The challenge for the multilateral and bilateral donors, as
well as partner countries, is to harmonize their operational
policies, procedures, and practices and to align their support
with country-owned poverty reduction strategies or other
development frameworks. The work involves group efforts to
identify those elements that all agree are good practices, and
then individual efforts by each institution or country to
align their policies and procedures as close to those good
practices as they can, with much more attention to enhancing
country systems for all development expenditures. This
practical reform agenda covers a broad range of activities:
country strategies, analytic work, technical assistance,
operations, and regional and global activities. Many
country-level harmonization activities are summarized in the
Country Implementation Tracking Tool.
Harmonization has the potential to not only reduce the
costs of aid, but to increase the benefits of aid, indeed to
increase the impact of all government expenditures. The
cumulative effect could change the way development business
gets done in the 21st century.
Paris
High-Level Forum (2005)
The Paris High-Level Forum was hosted by the French
Government on February 28 - March 2, 2005 and attended by
development officials and ministers from ninety one countries,
twenty six donor organizations, representatives of civil
society organizations and the private sector. In the
concluding statement - the Paris Declaration on Aid
Effectiveness, the Ministers as well as the Heads of
multilateral and bilateral development institutions committed
their countries and institutions to far-reaching and
monitorable actions to significantly increase aid
effectiveness. Special reference is made in the document to
the need for harmonization in emergency and complex situations
such as the tsunami disaster and fragile states.

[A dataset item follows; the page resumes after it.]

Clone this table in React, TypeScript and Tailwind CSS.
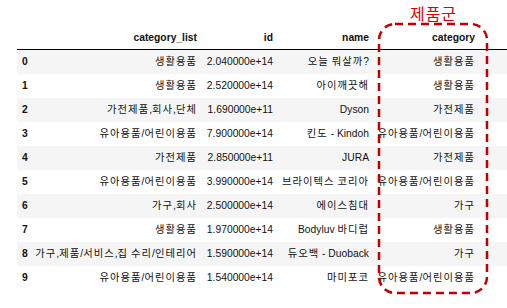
const rows = [
  ["0", "생활용품", "2.040000e+14", "오늘 뭐살까?", "생활용품"],
  ["1", "생활용품", "2.520000e+14", "아이깨끗해", "생활용품"],
  ["2", "가전제품,회사,단체", "1.690000e+11", "Dyson", "가전제품"],
  ["3", "유아용품/어린이용품", "7.900000e+14", "킨도 - Kindoh", "유아용품/어린이용품"],
  ["4", "가전제품", "2.850000e+11", "JURA", "가전제품"],
  ["5", "유아용품/어린이용품", "3.990000e+14", "브라이텍스 코리아", "유아용품/어린이용품"],
  ["6", "가구,회사", "2.500000e+14", "에이스침대", "가구"],
  ["7", "생활용품", "1.970000e+14", "Bodyluv 바디럽", "생활용품"],
  ["8", "가구,제품/서비스,집 수리/인테리어", "1.590000e+14", "듀오백 - Duoback", "가구"],
  ["9", "유아용품/어린이용품", "1.540000e+14", "마미포코", "유아용품/어린이용품"],
];

const headers = ["", "category_list", "id", "name", "category"];
const cols = "grid grid-cols-[15px_170px_76px_96px_106px]";

// hangul runs get a little extra spacing so they take the width of the old gulim font
function Cell({ text }: { text: string }) {
  const parts = text.split(/([가-힣]+)/);
  return (
    <>
      {parts.map((p, i) =>
        /[가-힣]/.test(p) ? (
          <span key={i} className="tracking-[1.05px]">
            {p}
          </span>
        ) : (
          p
        )
      )}
    </>
  );
}

export default function App() {
  return (
    <div className="relative w-[507px] h-[308px] bg-white text-[#111] text-[10.3px] font-['Liberation_Sans','Noto_Sans_CJK_KR',sans-serif]">
      <div className="pl-[17px] pt-[27px] flex flex-col">
        <div className={`${cols} h-[23px] items-center border-b border-black font-bold`}>
          {headers.map((h, i) => (
            <div key={i} className="text-right pr-[5px] whitespace-nowrap">
              {h}
            </div>
          ))}
        </div>
        {rows.map((r, ri) => (
          <div
            key={ri}
            className={`${cols} h-[24px] items-center ${ri % 2 === 0 ? "bg-[#f5f5f5]" : "bg-white"}`}
          >
            {r.map((c, ci) => (
              <div
                key={ci}
                className={
                  ci === 0
                    ? "pl-[5px] font-bold"
                    : "text-right pr-[5px] whitespace-nowrap"
                }
              >
                <Cell text={c} />
              </div>
            ))}
          </div>
        ))}
      </div>

      <div className="absolute left-[379px] top-[3px] w-[108px] text-center text-[16px] text-[#e00000] font-['Noto_Sans_CJK_KR',sans-serif] leading-[20px] tracking-[1px] pl-[1px]">
        제품군
      </div>
      <svg
        className="absolute left-[377px] top-[22px] pointer-events-none"
        width="112"
        height="274"
        viewBox="0 0 112 274"
      >
        <rect
          x="2"
          y="2"
          width="108"
          height="269"
          rx="16"
          fill="none"
          stroke="#c00000"
          strokeWidth="2.5"
          strokeDasharray="8 5"
        />
      </svg>
    </div>
  );
}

The Paris Declaration on Aid Effectiveness is presented in
three sections, viz. the Statement of Resolve set out in
Section I, the Partnership Commitments stated in Section II
and twelve Indicators of Progress listed in Section III.
Before September 2005, the five preliminary targets to be
achieved by 2010, will be reviewed, and specific quantitative
targets for the remaining seven indicators will be adopted.
Two rounds of monitoring of these commitments are envisaged
before meeting in a developing country in 2008 to review
progress in implementing this Declaration.
Commitments from the Paris Declaration on Aid Effectiveness
include:
- Developing countries will exercise effective leadership
over their development policies, strategies, and to
coordinate development actions;
- Donor countries will base their overall support on
receiving countries' national development strategies,
institutions, and procedures;
- Donor countries will work so that their actions are more
harmonized, transparent, and collectively effective;
- All countries will manage resources and improve
decision-making for results;
- Donor and developing countries pledge that they will be
mutually accountable for development
results.
Rome
High-Level Forum on Harmonization (2003)
In February 2003, leaders of the major multilateral
development banks and international and bilateral
organizations, and donor and recipient country representatives
gathered in Rome for the high-level forum on harmonization.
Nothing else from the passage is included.